Cassazione Civile Sezione III 2 novembre 2015 n. 21925: la legittimazione riguarda l’allegazione ed il relativo difetto è rilevabile in ogni stato e grado, anche d’ufficio, mentre la titolarità d’azione, riguardando il merito, non è rilevabile d’ufficio e soggiace alle preclusioni di rito.
Il caso. Un danneggiato, invocando in giudizio solo il responsabile del danno, si vedeva rilevare ingiustamente dal giudice di appello, e quindi di ufficio, peraltro oltre i termini di rito, la mancata integrazione del contraddittorio nei confronti di altro effettivo proprietario.
La decisione. Trattasi della sconosciuta e disapplicata differenza tra legittimazione al processo e titolarità d’azione. In termini estremamente schematici, la questione riguarda la legittimazione se il danneggiato allega egli stesso un diritto altrui e quindi inammissibile, appunto per allegazione, senza fare ricorso al merito. Se il danneggiato non allega un diritto altrui, ma tanto viene accertato nel merito, contrariamente all’allegazione, rileva come difetto di titolarità d’azione. Infatti, di difetto di legittimazione attiva è dunque lecito discorrere tutte le volte che (e solo se) si faccia valere, in sede giudiziaria, o un diritto rappresentato come altrui (un soggetto agisce in rivendica reclamando un bene che egli stesso asserisce di proprietà di un terzo), ovvero un diritto rappresentato come oggetto della propria sfera di azione e di tutela giurisdizionale al di fuori dal relativo modello legale tipico (un comodatario agisce in rivendica del bene del comodante prospettando come legittima tale azione). In altri termini, la legittimazione ad agire e a contraddire, quale condizione dell’azione, si fonda sulla prospettazione ovvero sull’allegazione fatta in domanda (Cass. Civ. Sez. II 10 maggio 2010 n. 11284; Cass. Civ. Sez. III 09 aprile 2009 n. 8699; Cass. Civ. Sez. III 30 maggio 2008 n. 14468; Cass. Civ. 06 marzo 2008 n. 6132; Cass. Civ. Sez. I 10 gennaio 2008 n. 355; Cass. Civ. Sez. I 28 febbraio 2007 n. 4776; Cass. Civ. Sez. I 29 settembre 2006 n. 21192; Cass. Civ. Sez. III 26 settembre 2006 n. 20819; Cass. Civ. Sez. III 14 giugno 2006 n. 13756).

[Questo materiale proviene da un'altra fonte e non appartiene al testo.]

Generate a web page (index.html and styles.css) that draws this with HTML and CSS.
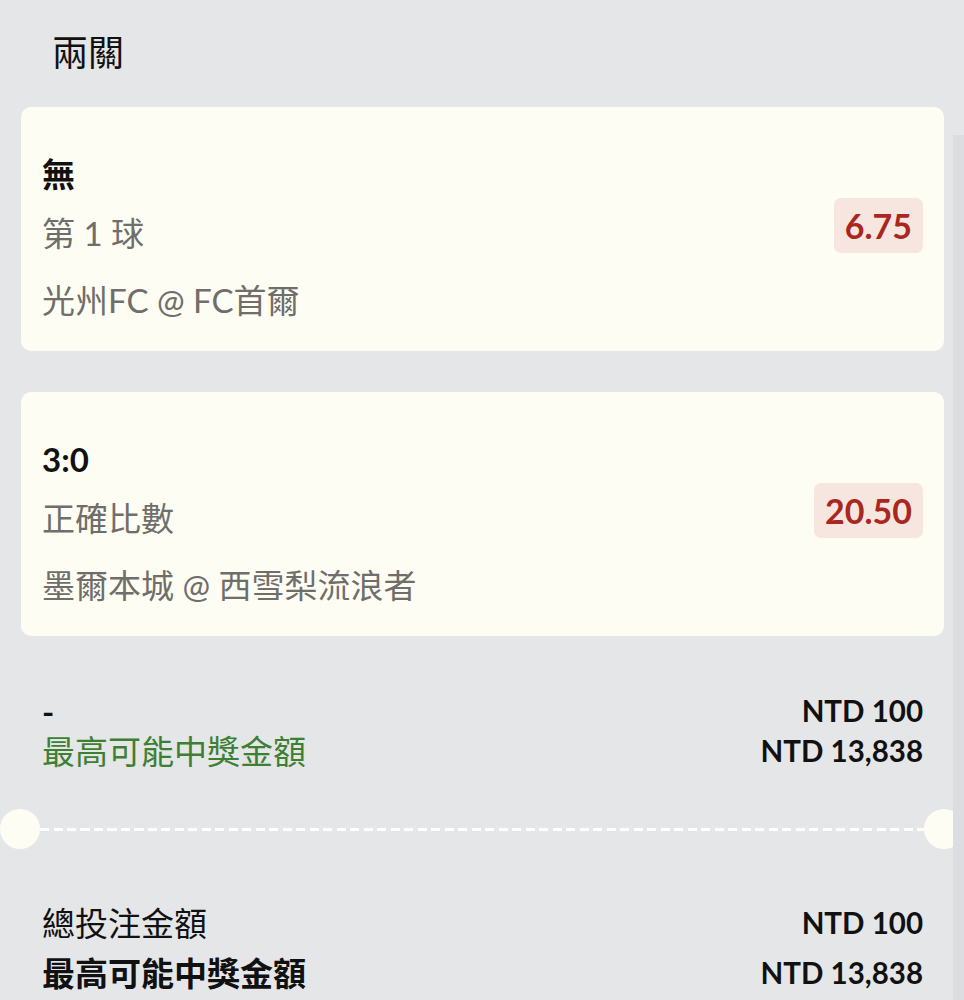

La differenza tra difetto di legittimazione attiva e titolarità d’azione è sostanziale: mentre il difetto di legittimazione, passiva ed attiva, è rilevabile in ogni stato e grado del processo, tranne i limiti del giudicato, il difetto di titolarità passiva, poiché attiene al merito, non è rilevabile mai d’ufficio, e soggiace, per l’effetto, alle normali regole e preclusioni dettate per il processo civile nei rispettivi gradi di merito (Cass. Civ. Sez. II 10 maggio 2010 n. 11284; Cass. Civ. Sez. III 09 aprile 2009 n. 8699; Cass. Civ. Sez. III 30 maggio 2008 n. 14468; Cass. Civ. 06 marzo 2008 n. 6132; Cass. Civ. Sez. I 10 gennaio 2008 n. 355; Cass. Civ. Sez. I 28 febbraio 2007 n. 4776; Cass. Civ. Sez. I 29 settembre 2006 n. 21192; Cass. Civ. Sez. III 26 settembre 2006 n. 20819; Cass. Civ. Sez. III 14 giugno 2006 n. 13756) affidato alla disponibilità delle parti e, dunque, deve essere tempestivamente formulato (Cass. Civ. Sez. I 5 marzo 2012 n. 4304).